Of course, the child’s mind was not separate from the child’s body. Defining the stages from babyhood to infancy to childhood, puberty and adolescence provided another attempt to chart both supposedly normal and pathological trajectories, and to demarcate junctures in the problematic and continuous journey from child to adult. Just as some naturalists asked whether monkeys and children were really that different from each other, or whether children were representative specimens of primitive man, others pondered the difference between children and adults. What did it mean to grow up too soon? Such concerns over premature development were especially acute in regard to burgeoning sexuality, with the horrors of masturbation raised as a spectre. How far this process of growing-up was enabled or constrained by inheritance or the environment was a central area of debate, as Shuttleworth shows. A negotiation was made between the child as something to be affected by its environment (for example, the dangers of educational over-cramming: ‘I am not clever, I am only crammed’, says one fictional child (p.350); real children were reportedly new owners of spectacles, headaches and anxiety) and the restricted product of its ancestral traits, doomed to atavism and repeating actions and thoughts, particularly, as in Jude the Obscure, when a result of familial intermarriage. These were not necessarily alternative options: contemporary theories of heredity stressed the continued influence of the environment as well as pedigree.

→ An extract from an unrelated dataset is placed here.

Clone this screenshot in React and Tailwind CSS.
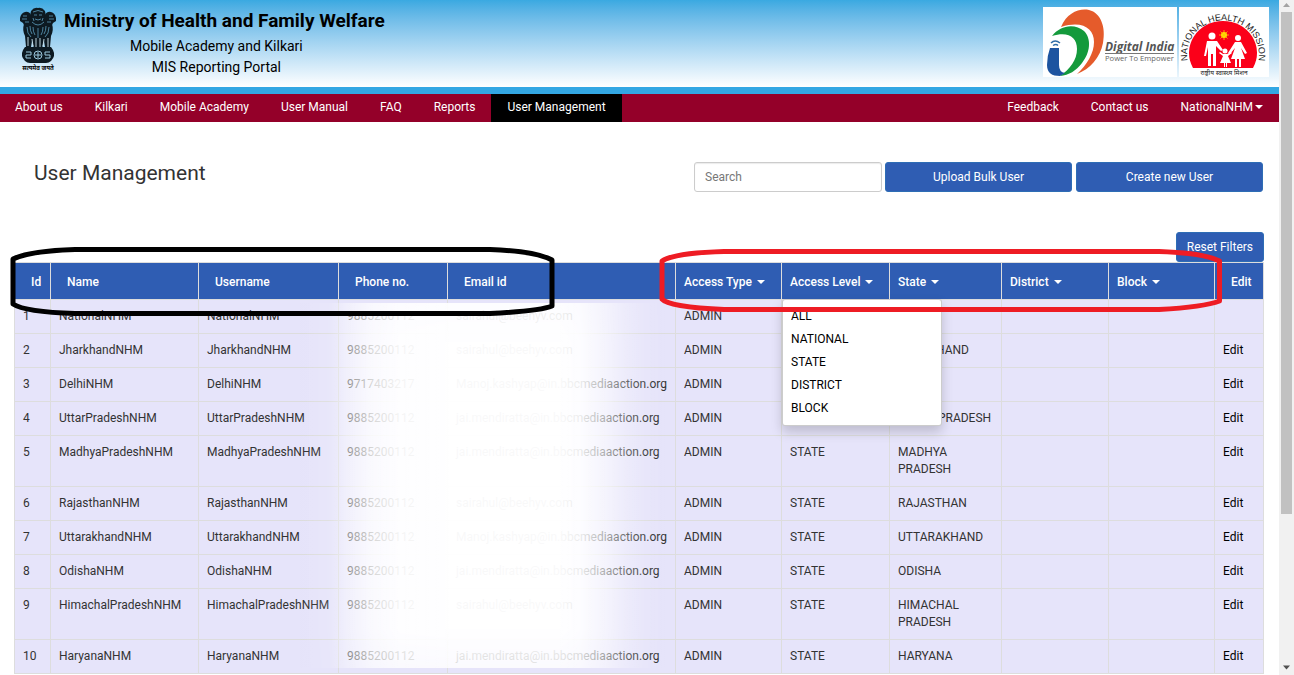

It is clear that childhood was a central concern to Victorian Britain: the period witnessed a significant alteration in both the conception of the child’s mind and how one was able to access or depict that mind. Children were not the polarised extremes of either dangerously feral, threatening creatures, or the mute puppets of popular cliché, meant to be ‘seen and not heard’. A more interesting middle-ground was described and imagined, diagnosed and witnessed, lived and remembered; and can be revealed through what Shuttleworth terms ‘intricate patterns of exchange between science, literature, and medicine, developed further through social practice and debate’ (p.359). It is these ‘patterns’ that have become the subject-matter of our discipline, and The Mind of the Child uses them, masterfully, to embed canonical literature and forgotten classics, childish disease and deception, in the cultural debates of the nineteenth century. This extremely readable, enormously wide-ranging work is a welcome addition to the shelves of literature and science scholarship.”